Your Digital Identity
Identity. Comprised of everything associated with your physical being: height, weight, hairstyle and color, voice, even where you live. You do everything in your power to protect this identity. From exercising and eating right, using alarm systems to purchasing insurance. Your physical identity has always been the way for others to validate your existence. But what about your other identity? Your online identity.
Cybercriminals and others can often find personal information about you and your family online.
Have you been notified by a family member that your email account has sent out SPAM? Was your credit card used to purchase products online and had them shipped to an unfamiliar location? Did your Facebook account start contacting friends and relatives, asking them to send you money because you are stranded overseas? These are all signs that your online identity has been stolen. Once someone assumes your online existence, they become you in the virtual world. This makes it extremely difficult for your family members, friends and co-workers to tell the difference.
There are many services and techniques which you can use to protect your online identity. I am not talking about the companies that charge a monthly fee for credit monitoring. These techniques and services can be utilized in your daily life. These include proper online account management, privacy and security, and what to watch out for in electronic communications.
Password managers and the use of multifactor authentication are essential tools for increasing the security of your online identity. Every online service you use normally requires credentials to login. As websites are maintained by different organizations, with different views of security, one must exercise good judgment when entering sensitive information and the passwords used to protect that information. Password managers such as LastPass or KeePass store your credentials separate from the web browser and in an encrypted format. That way you are able to keep track of each unique password and it is protected from hackers. Using a unique password for every website is one way of safeguarding your information. In the event your credentials are compromised on one website, those credentials cannot be used to log into other websites.
Many organizations are beginning to support the use of multifactor authentication. Multifactor authentication is categorized as, “something you have and something you know.” You may use a form of multifactor authentication every day and not realize it. When purchasing goods, or withdrawing money from an ATM, a debit card is used and requires the physical card (something you have) and it’s PIN (something you know). With online accounts, a username and password is paired with a randomized 6-digit code. That way, if your credentials are stolen for a particular website, they still are unable to log in as the attacker does not have the randomized code. Companies have a variety of ways in offering multifactor authentication to their customers. Social media services like Twitter and LinkedIn offer multifactor authentication through text messages to a validated cell phone number.

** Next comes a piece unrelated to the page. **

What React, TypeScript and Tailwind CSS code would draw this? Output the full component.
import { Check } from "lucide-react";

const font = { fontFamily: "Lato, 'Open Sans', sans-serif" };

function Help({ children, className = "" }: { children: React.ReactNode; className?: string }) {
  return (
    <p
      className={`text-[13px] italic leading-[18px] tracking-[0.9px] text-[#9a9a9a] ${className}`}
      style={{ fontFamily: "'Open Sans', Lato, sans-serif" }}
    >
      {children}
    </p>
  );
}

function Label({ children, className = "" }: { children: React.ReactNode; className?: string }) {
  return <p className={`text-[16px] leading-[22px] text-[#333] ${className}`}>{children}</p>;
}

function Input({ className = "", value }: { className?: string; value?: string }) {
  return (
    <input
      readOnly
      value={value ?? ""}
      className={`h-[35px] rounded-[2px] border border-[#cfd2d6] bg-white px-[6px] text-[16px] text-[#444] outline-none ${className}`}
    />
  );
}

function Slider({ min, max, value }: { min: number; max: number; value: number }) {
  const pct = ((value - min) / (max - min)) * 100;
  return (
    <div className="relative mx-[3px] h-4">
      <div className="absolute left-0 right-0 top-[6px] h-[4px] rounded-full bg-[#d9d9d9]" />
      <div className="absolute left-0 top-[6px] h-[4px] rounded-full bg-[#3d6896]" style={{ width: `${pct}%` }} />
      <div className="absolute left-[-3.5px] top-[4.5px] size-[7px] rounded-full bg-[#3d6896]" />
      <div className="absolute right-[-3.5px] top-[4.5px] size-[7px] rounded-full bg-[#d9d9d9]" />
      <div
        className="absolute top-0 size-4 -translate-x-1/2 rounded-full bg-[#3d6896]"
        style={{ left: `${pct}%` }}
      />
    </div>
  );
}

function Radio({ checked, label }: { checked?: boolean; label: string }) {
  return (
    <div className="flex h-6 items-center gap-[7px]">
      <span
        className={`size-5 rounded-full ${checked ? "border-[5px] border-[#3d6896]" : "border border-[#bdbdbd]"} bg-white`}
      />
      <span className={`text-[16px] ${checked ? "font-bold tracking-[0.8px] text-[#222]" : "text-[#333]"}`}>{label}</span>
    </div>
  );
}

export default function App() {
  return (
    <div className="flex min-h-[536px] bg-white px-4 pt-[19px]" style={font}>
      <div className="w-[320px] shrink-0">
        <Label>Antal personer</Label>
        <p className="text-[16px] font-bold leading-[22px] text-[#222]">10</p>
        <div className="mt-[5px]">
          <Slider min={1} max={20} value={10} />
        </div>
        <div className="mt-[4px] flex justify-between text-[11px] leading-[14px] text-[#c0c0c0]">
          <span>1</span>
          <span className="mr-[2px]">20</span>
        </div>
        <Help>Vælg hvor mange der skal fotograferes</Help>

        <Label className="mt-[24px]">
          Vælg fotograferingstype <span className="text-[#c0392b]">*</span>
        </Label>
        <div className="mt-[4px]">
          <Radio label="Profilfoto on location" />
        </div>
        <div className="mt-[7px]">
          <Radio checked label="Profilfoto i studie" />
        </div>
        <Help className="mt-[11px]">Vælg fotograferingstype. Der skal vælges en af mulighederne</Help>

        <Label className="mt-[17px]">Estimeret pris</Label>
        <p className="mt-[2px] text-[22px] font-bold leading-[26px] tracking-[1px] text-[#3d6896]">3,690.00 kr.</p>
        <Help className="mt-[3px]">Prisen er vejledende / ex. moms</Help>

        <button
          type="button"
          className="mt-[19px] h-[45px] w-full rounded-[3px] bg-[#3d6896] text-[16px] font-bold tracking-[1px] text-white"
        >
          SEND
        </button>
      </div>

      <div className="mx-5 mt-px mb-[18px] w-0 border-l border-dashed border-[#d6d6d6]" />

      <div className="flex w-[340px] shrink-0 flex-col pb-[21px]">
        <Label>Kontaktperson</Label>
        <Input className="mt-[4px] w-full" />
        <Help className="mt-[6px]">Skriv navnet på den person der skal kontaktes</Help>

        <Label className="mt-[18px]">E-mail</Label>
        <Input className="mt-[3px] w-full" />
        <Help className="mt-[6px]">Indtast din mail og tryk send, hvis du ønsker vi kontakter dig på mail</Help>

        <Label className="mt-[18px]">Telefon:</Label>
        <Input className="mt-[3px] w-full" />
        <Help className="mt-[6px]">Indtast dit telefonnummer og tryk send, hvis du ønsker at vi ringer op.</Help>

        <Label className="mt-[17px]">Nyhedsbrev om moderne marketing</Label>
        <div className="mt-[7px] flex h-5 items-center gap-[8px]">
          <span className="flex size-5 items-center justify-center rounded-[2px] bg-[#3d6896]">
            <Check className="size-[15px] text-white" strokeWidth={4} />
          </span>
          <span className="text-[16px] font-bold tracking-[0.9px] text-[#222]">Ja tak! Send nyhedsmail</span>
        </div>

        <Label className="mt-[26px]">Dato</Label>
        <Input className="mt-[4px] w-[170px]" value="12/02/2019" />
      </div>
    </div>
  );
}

Facebook utilizes its own smartphone application in order to provide this additional step of authentication. Online services such as Google, Amazon and Microsoft provide QR codes, which will configure third-party multifactor authentication services such as Duo Security.
Social media websites such as Facebook, LinkedIn and Twitter are a great way for sharing pictures and keeping in contact with friends and family. They are also a great way for someone to get information on you that you may not want others to know. A mother’s maiden name is one of the most asked questions for password resets on websites. A malicious person only has to look so far as to your online profile to figure out what that name is. Other questions such as a pet’s name, place of employment or your favorite movie can be found through sharing information on social media. Entering incorrect information into the questions for password resets is an additional way of protecting your account. Fake information, when kept secret, is only known by you which makes it difficult for an attacker to find online. Have a hard time remembering how you answered a security question to a particular site? Place that information into your password manager.
With more and more adoption of online services, your online identity is becoming as important, if not more important, than your physical identity. While adding unique per site passwords and multifactor authentication are just a few of the techniques to protect your online identity, there are many additional ways to safeguard yourself online. Take time to read through the company’s privacy and security agreement policies along with their user guides to get more information.